Dienst: distributed searching improvements - "track two"

 

(DRAFT: do not copy or redistribute)

 

Here are somewhat random, somewhat informed thoughts about what improvements to focus on after implementing the "track one" dienst distributed searching changes.

Given Jim French's work on the mathematical distribution of our response time data, it should be possible to have more accurate predictions of timeout values given a small number of data points, thereby making it possible to appropriately adjust timeout values as conditions change.

At a minimum, it might be useful to separate non-responding indexers from responding indexers in the algorithm. Given results from the simulator, we should be able to find an appropriate way to do this that maximizes performance for the users. We had originally intended to have a timed low pass filter for failure rate in addition to the timed low pass filter for response time, but it turned out that determining a reasonable reliability metric that combined these two filters would have required a great deal of computation in order to determine various constants and variables. The simulator will provide a way to perform these computations.

It is likely that an ideal system would have no constants in the reliability metric or ISDB formula: all would be variables. We might even want a reliability metric that changes as conditions change.

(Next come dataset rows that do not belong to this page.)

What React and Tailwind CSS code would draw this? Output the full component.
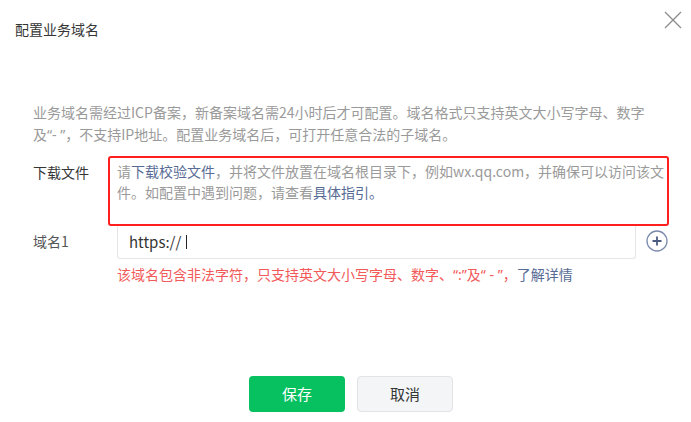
import React from "react";

const font = { fontFamily: '"Noto Sans CJK SC", "Noto Sans", sans-serif' };

const CloseIcon = () => (
  <svg width="18" height="18" viewBox="0 0 18 18" fill="none">
    <path d="M1 1L17 17M17 1L1 17" stroke="#8c8c8c" strokeWidth="1.3" />
  </svg>
);

const PlusIcon = () => (
  <svg width="22" height="22" viewBox="0 0 22 22" fill="none">
    <circle cx="11" cy="11" r="10" stroke="#7b8bad" strokeWidth="1.3" />
    <path d="M11 6.5V15.5M6.5 11H15.5" stroke="#4b5b82" strokeWidth="1.8" />
  </svg>
);

// narrow latin quotes, the CJK font draws them full width
const Q = ({ children }) => (
  <span className="font-['Noto_Sans']">{children}</span>
);

const App = () => {
  return (
    <div
      className="w-[691px] h-[422px] bg-white flex flex-col overflow-hidden"
      style={font}
    >
      <div className="flex justify-between items-start pl-[15px] pr-[9px] pt-[11px]">
        <h1 className="mt-[8px] text-[14px] leading-[20px] text-[#353535]">
          配置业务域名
        </h1>
        <CloseIcon />
      </div>

      <p className="mt-[62px] px-[33px] text-[14px] leading-[22px] text-[#9a9a9a] whitespace-nowrap">
        业务域名需经过ICP备案，新备案域名需24小时后才可配置。域名格式只支持英文大小写字母、数字
        <br />
        及<Q>“- ”</Q>，不支持IP地址。配置业务域名后，可打开任意合法的子域名。
      </p>

      <div className="mt-[10px] flex pl-[33px]">
        <div className="w-[75px] pt-[6px] text-[14px] leading-[21px] text-[#353535]">
          下载文件
        </div>
        <div className="w-[561px] h-[70px] border-2 border-[#ff1f1f] rounded-[3px] pl-[7px] pt-[3px] text-[14px] leading-[21px] text-[#9a9a9a] whitespace-nowrap">
          请<span className="text-[#576b95]">下载校验文件</span>
          ，并将文件放置在域名根目录下，例如wx.qq.com，并确保可以访问该文
          <br />
          件。如配置中遇到问题，请查看
          <span className="text-[#576b95]">具体指引。</span>
        </div>
      </div>

      <div className="flex items-start pl-[33px]">
        <div className="w-[84px] pt-[5px] text-[14px] leading-[20px] text-[#555555]">
          域名1
        </div>
        <div className="w-[519px] h-[33px] border border-t-0 border-[#e4e6e9] rounded-b-[3px] pl-[11px] flex items-center text-[15px] text-[#353535]">
          <span>https://</span>
          <span className="ml-[5px] w-px h-[14px] bg-[#222222]" />
        </div>
        <div className="ml-[10px] mt-[4px]">
          <PlusIcon />
        </div>
      </div>

      <p className="mt-[5px] pl-[117px] text-[14px] leading-[20px] text-[#f25a5a] whitespace-nowrap">
        该域名包含非法字符，只支持英文大小写字母、数字、<Q>“:”</Q>及
        <Q>“ - ”</Q>，<span className="text-[#576b95]">了解详情</span>
      </p>

      <div className="mt-[91px] flex justify-center gap-[12px] pl-[11px]">
        <button
          type="button"
          className="w-[96px] h-[36px] rounded-[4px] bg-[#07c160] text-white text-[15px]"
        >
          保存
        </button>
        <button
          type="button"
          className="w-[96px] h-[36px] rounded-[4px] bg-[#f4f5f7] border border-[#e2e3e6] text-[#353535] text-[15px]"
        >
          取消
        </button>
      </div>
    </div>
  );
};

export default App;
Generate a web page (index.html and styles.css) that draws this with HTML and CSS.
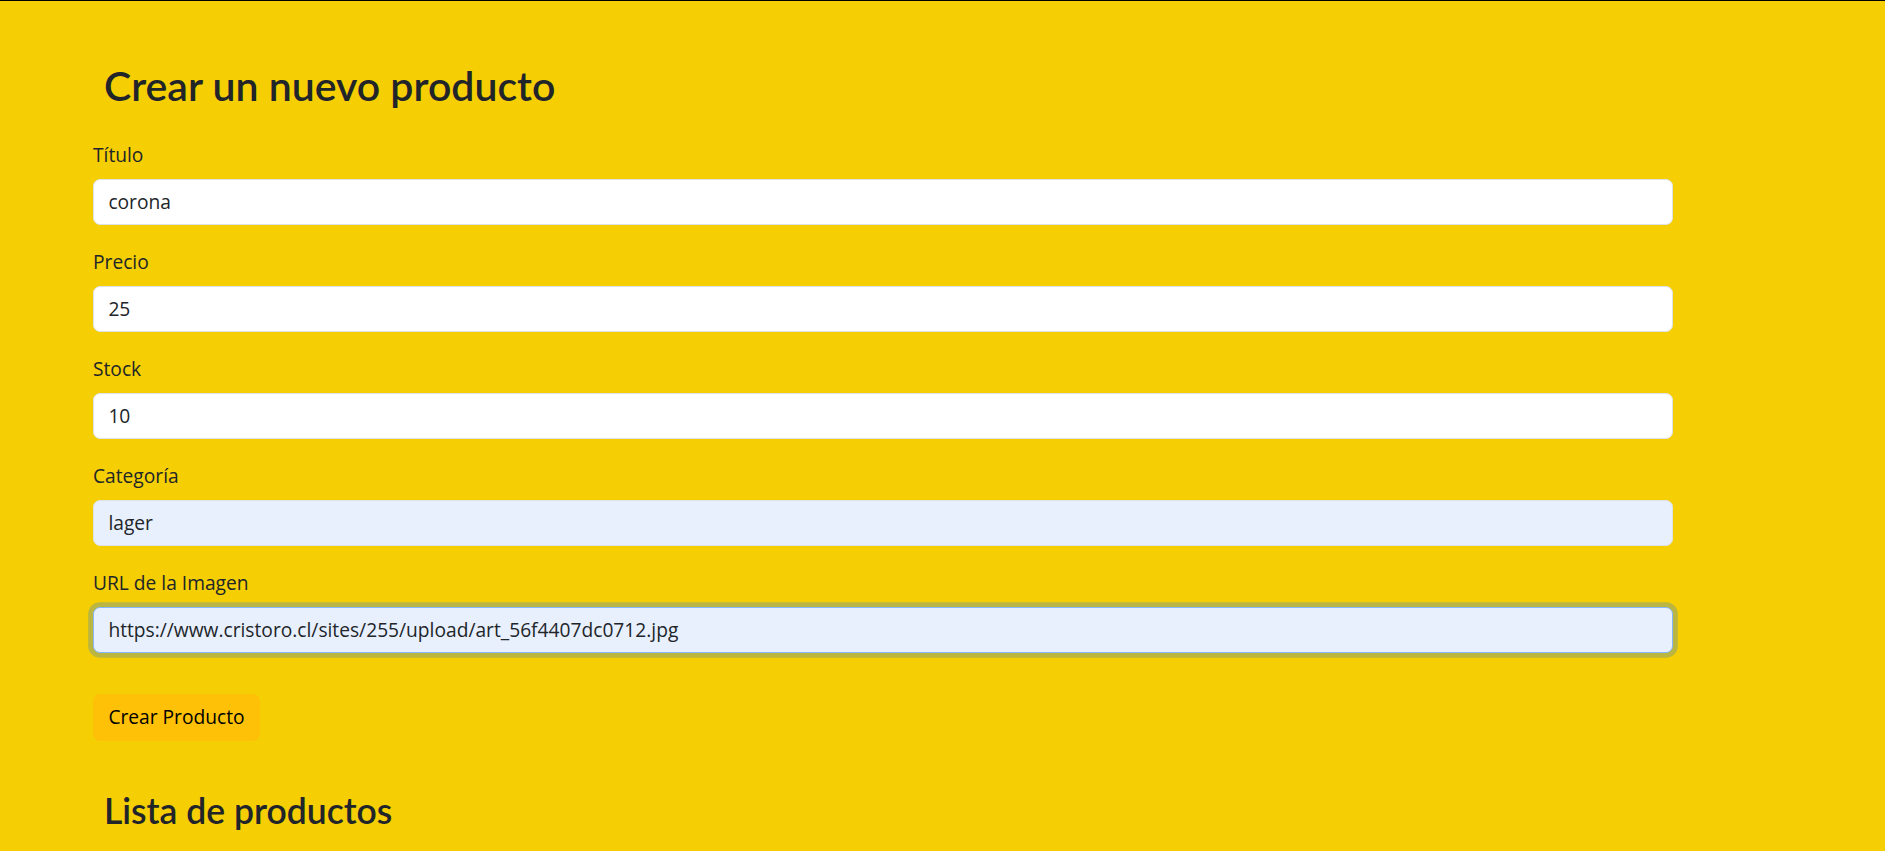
FILE: index.html
```html
<!DOCTYPE html>
<html lang="es">
<head>
<meta charset="utf-8">
<title>Productos</title>
<link rel="stylesheet" href="styles.css">
</head>
<body>
<div class="page">
  <h1 class="title">Crear un nuevo producto</h1>
  <form class="form">
    <div class="group">
      <label class="label">Título</label>
      <input class="control" type="text" value="corona">
    </div>
    <div class="group">
      <label class="label">Precio</label>
      <input class="control" type="text" value="25">
    </div>
    <div class="group">
      <label class="label">Stock</label>
      <input class="control" type="text" value="10">
    </div>
    <div class="group">
      <label class="label">Categoría</label>
      <input class="control autofill" type="text" value="lager">
    </div>
    <div class="group">
      <label class="label">URL de la Imagen</label>
      <input class="control autofill focused" type="text" value="https://www.cristoro.cl/sites/255/upload/art_56f4407dc0712.jpg">
    </div>
    <button class="btn" type="button">Crear Producto</button>
  </form>
  <h2 class="subtitle">Lista de productos</h2>
</div>
</body>
</html>
```
FILE: styles.css
```css
html, body {
  margin: 0;
  padding: 0;
}
body {
  background: #f5ce03;
  border-top: 1px solid #000;
  font-family: "Open Sans", "Noto Sans", sans-serif;
  color: #212529;
  font-size: 19.2px;
  line-height: 1.5;
  height: 850px;
  overflow: hidden;
}
.page {
  padding: 0 0 0 93px;
}
.title {
  margin: 0;
  padding: 60px 0 0 11px;
  font-family: Lato, "Open Sans", sans-serif;
  font-size: 41px;
  font-weight: 600;
  line-height: 49.2px;
}
.form {
  width: 1580px;
  margin-top: 30.4px;
}
.group {
  margin-bottom: 22.6px;
}
.label {
  display: block;
  margin-bottom: 9.6px;
}
.control {
  display: block;
  box-sizing: border-box;
  width: 100%;
  height: 46px;
  padding: 0 14.4px;
  font: inherit;
  color: #212529;
  background: #fff;
  border: 1.2px solid #dee2e6;
  border-radius: 7px;
  outline: none;
}
.autofill {
  background: #e8f0fe;
}
.focused {
  border-color: #86b7fe;
  box-shadow: 0 0 0 4.8px rgba(13, 110, 253, 0.25);
}
.btn {
  display: block;
  margin-top: 41px;
  height: 47px;
  padding: 0 14.4px;
  font: inherit;
  color: #000;
  background: #ffc107;
  border: 1.2px solid #ffc107;
  border-radius: 7px;
}
.subtitle {
  margin: 49px 0 0 11px;
  font-family: Lato, "Open Sans", sans-serif;
  font-size: 35.5px;
  font-weight: 600;
  line-height: 42.6px;
}
```
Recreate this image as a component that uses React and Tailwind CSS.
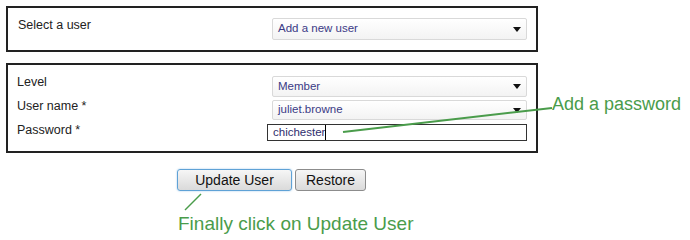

If we distinguish between indexers failing to respond at all and actual responses that are errors, and also between failures to respond due to connectivity problems and failures to respond due to server problems, then we can have better fault tolerance. Again, this informs our choices of indexers.

We could also pay attention to server load and network load, potentially.

There is a whole avenue to pursue here involving the sharing of performance metadata among remote indexers to improve fault tolerance.

If we choose indexers based on response time, then we probably want to add a random factor into the computation of expected response time. This is to avoid having all searches go to one or two fast indexers, thereby slowing them down. [thanks to Robbert van Renesse for this notion]

Jim French expressed an interest here; Dave Fielding is also interested, I believe.